Santiago Burdon presents a brave child who uses logic to confront his parents’ prejudice against Jews. Bill Tope presents a scene of raw suffering in a Nazi concentration camp. Cora Tate relates a tragic tale of a community leader who sought peace only to die from law enforcement brutality.

J.J. Campbell’s poems portray stagnation and the long shadows of trauma. Santiago Burdon shows a drug abuser turning to substances to distract himself from the desolation caused by his addiction.

Chris Butler’s short story highlights the trauma of sexual violence. This act strikes hard enough at the personhood of both victim and perpetrator that it colors their views of everything in the world surrounding them.

Other writers look at the social, emotional and psychological ways we can struggle or find our power.

Image courtesy of YD Photo India

In another piece, Sayani Mukerjee explores the cultural mythos of women as simultaneously beautiful and dangerous in a modern way, using metaphors from human society along with the natural references.

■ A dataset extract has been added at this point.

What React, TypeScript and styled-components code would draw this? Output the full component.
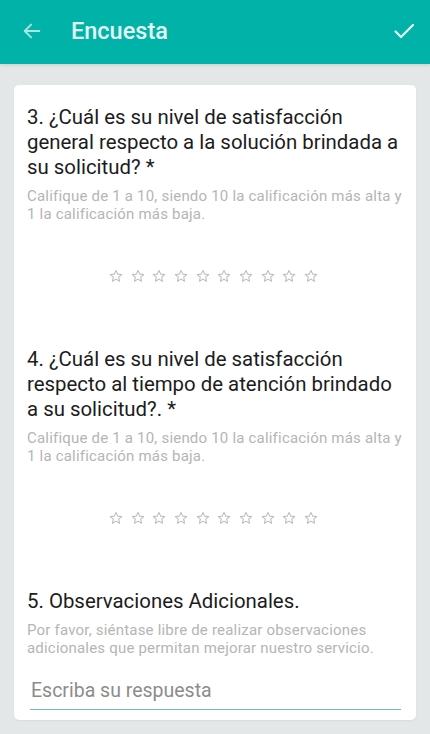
import React from "react";
import styled, { createGlobalStyle } from "styled-components";

const Global = createGlobalStyle`
  html, body { margin: 0; padding: 0; }
  body { background: #e4e7e8; font-family: Roboto, "Noto Sans", sans-serif; }
  * { box-sizing: border-box; }
`;

const Page = styled.div`
  width: 430px;
  min-height: 734px;
  background: #e4e7e8;
  display: flex;
  flex-direction: column;
`;

const Header = styled.header`
  height: 64px;
  background: #00b2a7;
  display: flex;
  align-items: center;
  padding: 0 14px 3px 20px;
  box-shadow: 0 1px 3px rgba(0, 0, 0, 0.12);
`;

const IconButton = styled.div`
  width: 24px;
  height: 24px;
  display: flex;
  align-items: center;
  justify-content: center;
`;

const Title = styled.h1`
  flex: 1;
  margin: 0 0 0 27px;
  font-family: Roboto, sans-serif;
  font-weight: 500;
  font-size: 23.5px;
  color: #e3f7f5;
  letter-spacing: 0;
`;

const Body = styled.main`
  padding: 21px 14px 15px 14px;
`;

const Card = styled.section`
  background: #ffffff;
  border-radius: 5px;
  padding: 20px 13px 10px 13px;
  box-shadow: 0 1px 2px rgba(0, 0, 0, 0.05);
  display: flex;
  flex-direction: column;
`;

const Question = styled.div<{ $gap?: number }>`
  display: flex;
  flex-direction: column;
  margin-top: ${(p) => p.$gap ?? 0}px;
`;

const QTitle = styled.div`
  font-size: 20.4px;
  line-height: 25px;
  color: #1c1c1c;
`;

const QHint = styled.div`
  margin-top: 7px;
  font-size: 15px;
  letter-spacing: 0.2px;
  line-height: 18px;
  color: #b5b5b5;
`;

const Stars = styled.div`
  margin-top: 46px;
  display: flex;
  justify-content: center;
  gap: 7.7px;
  padding-right: 3px;
`;

const Input = styled.div`
  margin: 22px 2px 0 3px;
  padding: 0 0 6px 1px;
  border-bottom: 1.5px solid #6fbdb6;
  font-size: 19.5px;
  line-height: 24px;
  color: #8c8c8c;
`;

const Star = () => (
  <svg width="14" height="14" viewBox="0 0 24 24" fill="none">
    <path
      d="M12 2.5l2.9 6.3 6.9.7-5.2 4.6 1.5 6.8L12 17.4l-6.1 3.5 1.5-6.8-5.2-4.6 6.9-.7z"
      stroke="#bdbdbd"
      strokeWidth="1.8"
      strokeLinejoin="round"
    />
  </svg>
);

const StarRow = () => (
  <Stars>
    {Array.from({ length: 10 }).map((_, i) => (
      <Star key={i} />
    ))}
  </Stars>
);

export default function App() {
  return (
    <Page>
      <Global />
      <Header>
        <IconButton>
          <svg width="22" height="22" viewBox="0 0 24 24" fill="none">
            <path d="M20 12H4.5M11 5l-7 7 7 7" stroke="#a9e6e0" strokeWidth="2" strokeLinecap="round" strokeLinejoin="round" />
          </svg>
        </IconButton>
        <Title>Encuesta</Title>
        <IconButton>
          <svg width="24" height="24" viewBox="0 0 24 24" fill="none">
            <path d="M3.5 12.5l5.5 5.5L21 6" stroke="#e8f8f6" strokeWidth="2.2" strokeLinecap="round" strokeLinejoin="round" />
          </svg>
        </IconButton>
      </Header>
      <Body>
        <Card>
          <Question>
            <QTitle>3. ¿Cuál es su nivel de satisfacción general respecto a la solución brindada a su solicitud? *</QTitle>
            <QHint>Califique de 1 a 10, siendo 10 la calificación más alta y 1 la calificación más baja.</QHint>
            <StarRow />
          </Question>
          <Question $gap={64}>
            <QTitle>4. ¿Cuál es su nivel de satisfacción respecto al tiempo de atención brindado a su solicitud?. *</QTitle>
            <QHint>Califique de 1 a 10, siendo 10 la calificación más alta y 1 la calificación más baja.</QHint>
            <StarRow />
          </Question>
          <Question $gap={64}>
            <QTitle>5. Observaciones Adicionales.</QTitle>
            <QHint>Por favor, siéntase libre de realizar observaciones adicionales que permitan mejorar nuestro servicio.</QHint>
            <Input>Escriba su respuesta</Input>
          </Question>
        </Card>
      </Body>
    </Page>
  );
}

Jaylan Salah critiques our harsh criticism and disgust for women in film or popular culture who have “issues” or public meltdowns. She suggests that feminism has tried so hard to make women appear confident and competent that it has become difficult for women to acknowledge the human weaknesses that make us all real people.

Oona Haskovec wrestles with the human tension between loving our bodies and wanting them to change. Lorelyn Arevalo’s sensual poems convey the physicality of emotion, whether love or self-hatred. Amirah Abdulrahman mourns the limits of poetry to express feelings and change reality.

Image c/o Linnaea Mallette

Vyarka Kozareva illuminates the drama hidden within ordinary life: clothing, birthday parties, holiday decorations. Chimezie Ihekuna continues with his semimonthly Christmas countdown.

Chris Daly’s readable, humorous poems about workaday life, taxi driving, and pigeons in San Francisco also capture the everyday, this time as something to enjoy.

We hope this issue will be a source of reflection, growth, and pleasure now and in the weeks to come.

Poetry from Oona Haskovec

Bones Are Full

There are so many parts of myself that I wish I could change, 

The curve in my waist just above my hips,

The way my voice defaults to ultra-high when i order my coffee,

The presence of my chest.

These are the reasons I am not seen as myself.

And yet myself as a whole pushes for beauty. 

I long to see the right kind of beauty in my 

Eyes

Lips

Body. 

I would sell my soul and a half for the chance to fit my brain

But i still

Love my collarbones, 

My knees, 

My hands,

My nose, 

But the love that fills my bones remains forever conditional.